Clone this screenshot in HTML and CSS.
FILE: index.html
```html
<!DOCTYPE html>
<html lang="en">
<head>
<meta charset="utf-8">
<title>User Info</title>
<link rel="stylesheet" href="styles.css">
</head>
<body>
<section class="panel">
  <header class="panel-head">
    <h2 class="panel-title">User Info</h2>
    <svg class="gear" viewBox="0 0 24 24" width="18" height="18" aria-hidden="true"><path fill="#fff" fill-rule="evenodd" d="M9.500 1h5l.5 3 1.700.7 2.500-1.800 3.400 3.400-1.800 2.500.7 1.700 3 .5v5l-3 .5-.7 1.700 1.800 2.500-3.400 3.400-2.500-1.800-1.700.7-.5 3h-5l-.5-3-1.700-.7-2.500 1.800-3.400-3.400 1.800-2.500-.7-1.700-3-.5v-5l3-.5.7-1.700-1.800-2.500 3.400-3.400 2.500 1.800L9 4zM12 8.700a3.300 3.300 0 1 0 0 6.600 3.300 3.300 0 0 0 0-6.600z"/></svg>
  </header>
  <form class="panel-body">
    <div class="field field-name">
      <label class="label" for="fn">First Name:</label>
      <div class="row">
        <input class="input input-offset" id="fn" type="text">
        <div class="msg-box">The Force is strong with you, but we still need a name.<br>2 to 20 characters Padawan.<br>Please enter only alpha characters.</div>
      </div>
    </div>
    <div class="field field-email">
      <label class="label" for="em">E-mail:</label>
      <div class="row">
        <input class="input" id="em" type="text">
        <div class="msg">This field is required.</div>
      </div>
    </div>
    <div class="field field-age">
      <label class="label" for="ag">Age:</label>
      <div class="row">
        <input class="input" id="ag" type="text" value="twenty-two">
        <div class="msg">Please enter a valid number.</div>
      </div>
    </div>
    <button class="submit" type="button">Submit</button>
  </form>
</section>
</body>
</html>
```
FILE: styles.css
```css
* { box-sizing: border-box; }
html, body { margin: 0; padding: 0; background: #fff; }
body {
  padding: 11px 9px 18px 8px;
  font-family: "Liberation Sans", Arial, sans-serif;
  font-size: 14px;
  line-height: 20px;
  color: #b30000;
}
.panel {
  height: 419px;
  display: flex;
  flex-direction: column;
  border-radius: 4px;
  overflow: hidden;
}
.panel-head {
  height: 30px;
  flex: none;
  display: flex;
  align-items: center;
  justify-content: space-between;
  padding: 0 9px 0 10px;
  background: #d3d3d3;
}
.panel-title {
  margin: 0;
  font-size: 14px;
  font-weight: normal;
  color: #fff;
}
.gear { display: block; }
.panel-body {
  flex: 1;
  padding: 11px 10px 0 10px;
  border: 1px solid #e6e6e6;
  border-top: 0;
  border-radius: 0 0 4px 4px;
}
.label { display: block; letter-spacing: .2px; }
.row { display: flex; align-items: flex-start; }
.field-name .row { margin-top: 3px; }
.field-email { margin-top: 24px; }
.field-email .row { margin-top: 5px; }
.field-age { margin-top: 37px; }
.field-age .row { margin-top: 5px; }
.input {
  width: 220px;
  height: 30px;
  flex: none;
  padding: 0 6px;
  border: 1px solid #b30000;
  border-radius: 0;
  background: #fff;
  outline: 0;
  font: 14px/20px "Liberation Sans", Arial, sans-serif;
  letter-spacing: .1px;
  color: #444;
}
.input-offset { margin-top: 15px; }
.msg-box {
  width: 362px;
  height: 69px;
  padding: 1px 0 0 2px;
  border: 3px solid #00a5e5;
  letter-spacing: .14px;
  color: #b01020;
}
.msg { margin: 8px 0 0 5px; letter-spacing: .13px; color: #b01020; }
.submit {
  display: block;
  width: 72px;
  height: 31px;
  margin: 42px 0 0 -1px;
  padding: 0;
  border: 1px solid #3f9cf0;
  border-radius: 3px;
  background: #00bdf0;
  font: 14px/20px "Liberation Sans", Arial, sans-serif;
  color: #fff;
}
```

◆ **WHAT THE TASK REQUIRES**:
Extract each line of the material exactly as it stands.

◆ **PROBLEM SOLUTION**:
Clone this screenshot in HTML and CSS.
FILE: index.html
```html
<!DOCTYPE html>
<html lang="en">
<head>
<meta charset="utf-8">
<title>User Info</title>
<link rel="stylesheet" href="styles.css">
</head>
<body>
<section class="panel">
  <header class="panel-head">
    <h2 class="panel-title">User Info</h2>
    <svg class="gear" viewBox="0 0 24 24" width="18" height="18" aria-hidden="true"><path fill="#fff" fill-rule="evenodd" d="M9.500 1h5l.5 3 1.700.7 2.500-1.800 3.400 3.400-1.800 2.500.7 1.700 3 .5v5l-3 .5-.7 1.700 1.800 2.500-3.400 3.400-2.500-1.800-1.700.7-.5 3h-5l-.5-3-1.700-.7-2.500 1.800-3.400-3.400 1.800-2.500-.7-1.700-3-.5v-5l3-.5.7-1.700-1.800-2.500 3.400-3.400 2.500 1.800L9 4zM12 8.700a3.300 3.300 0 1 0 0 6.600 3.300 3.300 0 0 0 0-6.600z"/></svg>
  </header>
  <form class="panel-body">
    <div class="field field-name">
      <label class="label" for="fn">First Name:</label>
      <div class="row">
        <input class="input input-offset" id="fn" type="text">
        <div class="msg-box">The Force is strong with you, but we still need a name.<br>2 to 20 characters Padawan.<br>Please enter only alpha characters.</div>
      </div>
    </div>
    <div class="field field-email">
      <label class="label" for="em">E-mail:</label>
      <div class="row">
        <input class="input" id="em" type="text">
        <div class="msg">This field is required.</div>
      </div>
    </div>
    <div class="field field-age">
      <label class="label" for="ag">Age:</label>
      <div class="row">
        <input class="input" id="ag" type="text" value="twenty-two">
        <div class="msg">Please enter a valid number.</div>
      </div>
    </div>
    <button class="submit" type="button">Submit</button>
  </form>
</section>
</body>
</html>
```
FILE: styles.css
```css
* { box-sizing: border-box; }
html, body { margin: 0; padding: 0; background: #fff; }
body {
  padding: 11px 9px 18px 8px;
  font-family: "Liberation Sans", Arial, sans-serif;
  font-size: 14px;
  line-height: 20px;
  color: #b30000;
}
.panel {
  height: 419px;
  display: flex;
  flex-direction: column;
  border-radius: 4px;
  overflow: hidden;
}
.panel-head {
  height: 30px;
  flex: none;
  display: flex;
  align-items: center;
  justify-content: space-between;
  padding: 0 9px 0 10px;
  background: #d3d3d3;
}
.panel-title {
  margin: 0;
  font-size: 14px;
  font-weight: normal;
  color: #fff;
}
.gear { display: block; }
.panel-body {
  flex: 1;
  padding: 11px 10px 0 10px;
  border: 1px solid #e6e6e6;
  border-top: 0;
  border-radius: 0 0 4px 4px;
}
.label { display: block; letter-spacing: .2px; }
.row { display: flex; align-items: flex-start; }
.field-name .row { margin-top: 3px; }
.field-email { margin-top: 24px; }
.field-email .row { margin-top: 5px; }
.field-age { margin-top: 37px; }
.field-age .row { margin-top: 5px; }
.input {
  width: 220px;
  height: 30px;
  flex: none;
  padding: 0 6px;
  border: 1px solid #b30000;
  border-radius: 0;
  background: #fff;
  outline: 0;
  font: 14px/20px "Liberation Sans", Arial, sans-serif;
  letter-spacing: .1px;
  color: #444;
}
.input-offset { margin-top: 15px; }
.msg-box {
  width: 362px;
  height: 69px;
  padding: 1px 0 0 2px;
  border: 3px solid #00a5e5;
  letter-spacing: .14px;
  color: #b01020;
}
.msg { margin: 8px 0 0 5px; letter-spacing: .13px; color: #b01020; }
.submit {
  display: block;
  width: 72px;
  height: 31px;
  margin: 42px 0 0 -1px;
  padding: 0;
  border: 1px solid #3f9cf0;
  border-radius: 3px;
  background: #00bdf0;
  font: 14px/20px "Liberation Sans", Arial, sans-serif;
  color: #fff;
}
```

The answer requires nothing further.